J'ai une copine qui a le même, tu as assez pour installer Panther mais pas pour l'utiliser, sinon tu vas t'arracher les cheveux. Mets une barrette en plus de 256 mo minimum et mieux une barrette de 512 mo.

Regarde ici, les prix sont corrects et les barrettes 100 % compatible mac.


----------



## azrael24 (25 Mars 2005)

j'ai touvé deux barrettes SDRAM PC 100 128Mo chacune sa ira?


----------



## JPTK (25 Mars 2005)

azrael24 a dit:
			
		

> j'ai touvé deux barrettes SDRAM PC 100 128Mo chacune sa ira?



Si elles fonctionnent pas de problèmes, mais tu peux jamais être sûr, surtout avec de la générique, de plus ça te sert à rien d'en avoir 2 puisque que tu as déjà une barrette de 128 mo sur l'imac et un seul slot de libre, donc ça te fera 256 mo en tout ce qui est vraiment limite, mais bon ça tournera.


----------



## azrael24 (25 Mars 2005)

c'est pas grave parce qu'à 15 euros les 2 ce n'est pas tres cher.
je crois qu'il y'a 3 slot non? enfin c'est pas grave.
d'ailleur si quelqu'un sait comment on fait pour les installer (plans ou autres)


----------



## JPTK (25 Mars 2005)

azrael24 a dit:
			
		

> c'est pas grave parce qu'à 15 euros les 2 ce n'est pas tres cher.
> je crois qu'il y'a 3 slot non? enfin c'est pas grave.
> d'ailleur si quelqu'un sait comment on fait pour les installer (plans ou autres)
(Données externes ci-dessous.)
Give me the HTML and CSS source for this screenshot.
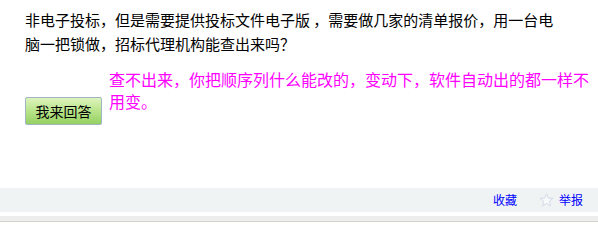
FILE: index.html
```html
<!DOCTYPE html>
<html lang="zh">
<head>
<meta charset="utf-8">
<link rel="stylesheet" href="styles.css">
</head>
<body>
<div class="page">
  <div class="content">
    <p class="question">非电子投标，但是需要提供投标文件电子版 ，需要做几家的清单报价，用一台电脑一把锁做，招标代理机构能查出来吗？</p>
    <div class="answer-row">
      <button class="answer-btn">我来回答</button>
      <p class="answer">查不出来，你把顺序列什么能改的，变动下，软件自动出的都一样不用变。</p>
    </div>
  </div>
  <div class="toolbar">
    <a class="link" href="#">收藏</a>
    <span class="star">
      <svg width="15" height="14" viewBox="0 0 15 14"><path d="M7.5 0.8 L9.3 5 L13.9 5.3 L10.4 8.3 L11.5 12.9 L7.5 10.5 L3.5 12.9 L4.6 8.3 L1.1 5.3 L5.7 5 Z" fill="#f7f9fb" stroke="#d3dbe6" stroke-width="1"/></svg>
    </span>
    <a class="link" href="#">举报</a>
  </div>
  <div class="gap"></div>
  <div class="bottom-bar"></div>
</div>
</body>
</html>
```
FILE: styles.css
```css
html, body {
  margin: 0;
  padding: 0;
  background: #ffffff;
}
.page {
  width: 598px;
  font-family: "Noto Sans CJK SC", "Liberation Sans", sans-serif;
  font-size: 15px;
}
.content {
  height: 188px;
  padding: 8px 0 0 25px;
  box-sizing: border-box;
}
.question {
  margin: 0;
  line-height: 24px;
  font-size: 15px;
  color: #000000;
  width: 540px;
}
.answer-row {
  display: flex;
  align-items: flex-start;
  margin-top: 12px;
}
.answer-btn {
  margin-top: 29px;
  width: 77px;
  height: 28px;
  padding: 0;
  border: 1px solid #9fb7c4;
  border-radius: 2px;
  background: linear-gradient(to bottom, #def3be 0%, #b9e48a 50%, #95d062 100%);
  font-family: "Noto Sans CJK SC", sans-serif;
  font-size: 14px;
  color: #000000;
  flex-shrink: 0;
}
.answer {
  margin: 0 0 0 7px;
  width: 485px;
  line-height: 22px;
  color: #ff00ff;
  font-size: 16px;
}
.toolbar {
  height: 24px;
  background: #eff3f4;
  display: flex;
  justify-content: flex-end;
  align-items: center;
  padding-right: 15px;
}
.link {
  color: #0000ff;
  text-decoration: none;
  font-size: 12px;
  line-height: 24px;
}
.star {
  display: flex;
  margin: 0 5px 0 22px;
}
.gap {
  height: 4px;
}
.bottom-bar {
  height: 5px;
  background: #eeeeee;
  border-bottom: 1px solid #d4d4cc;
}
```
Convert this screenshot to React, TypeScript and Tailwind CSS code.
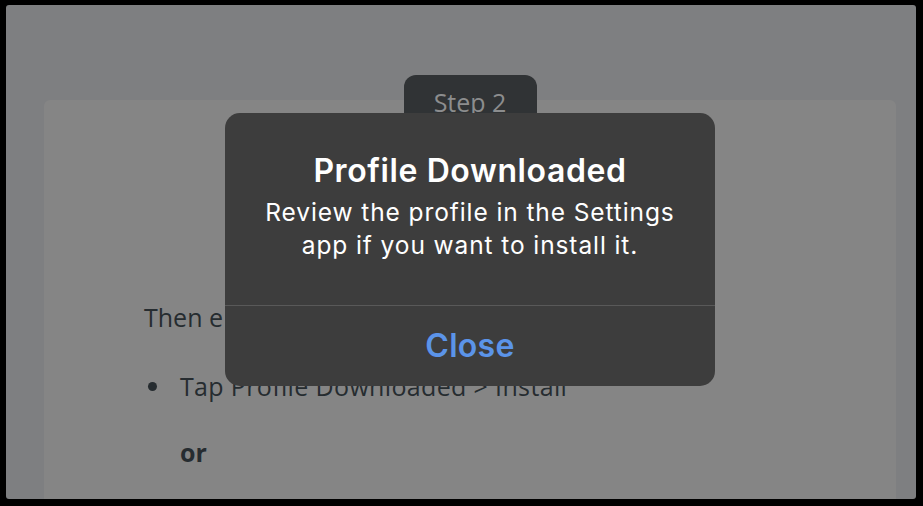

2 Slots. Pour ajouter de la ram c'est enfantin sur ce modèle, suffit de le retourner sur un drap ou autre pour protéger l'écran, d'ouvrir la trappe avec une pièce de monnaie, de débrancher le mac et puis voilà :


----------



## azrael24 (25 Mars 2005)

donc maintenant je peut installer mac Os X sans probleme, non?


----------



## azrael24 (25 Mars 2005)

donc maintenant je peut installer mac Os X sans probleme, non?


----------



## azrael24 (25 Mars 2005)

oups desolé pour le multi poste je n'ai pas fait expres


----------



## JPTK (26 Mars 2005)

Réponse ds le 36e post


----------



## azrael24 (26 Mars 2005)

d'accord j'ai plus qu'à l'acheter alors


----------



## azrael24 (26 Mars 2005)

au fait combien de disque dur on peut mettre ? et quel reference c'est ?
car 13 Go c'est vraiment juste


----------



## JPTK (26 Mars 2005)

En effet ton DD est "lent" (5400 tours), bruyant (il siffle un peu) et petit 

Il te faut un disc IDE Ata, il y a le très bon et silencieux SEAGATE 80 go par exemple, 7200 tours, pour 50 ¤ (il existe aussi en 40 go ou 120).

Tu peux en mettre un seul, et maxi 120 go. Tu vas gagner en performances en ayant un disc plus rapide, le mieux étant encore un DD avec 8 mo de cache et non pas 2 mo comme par défaut.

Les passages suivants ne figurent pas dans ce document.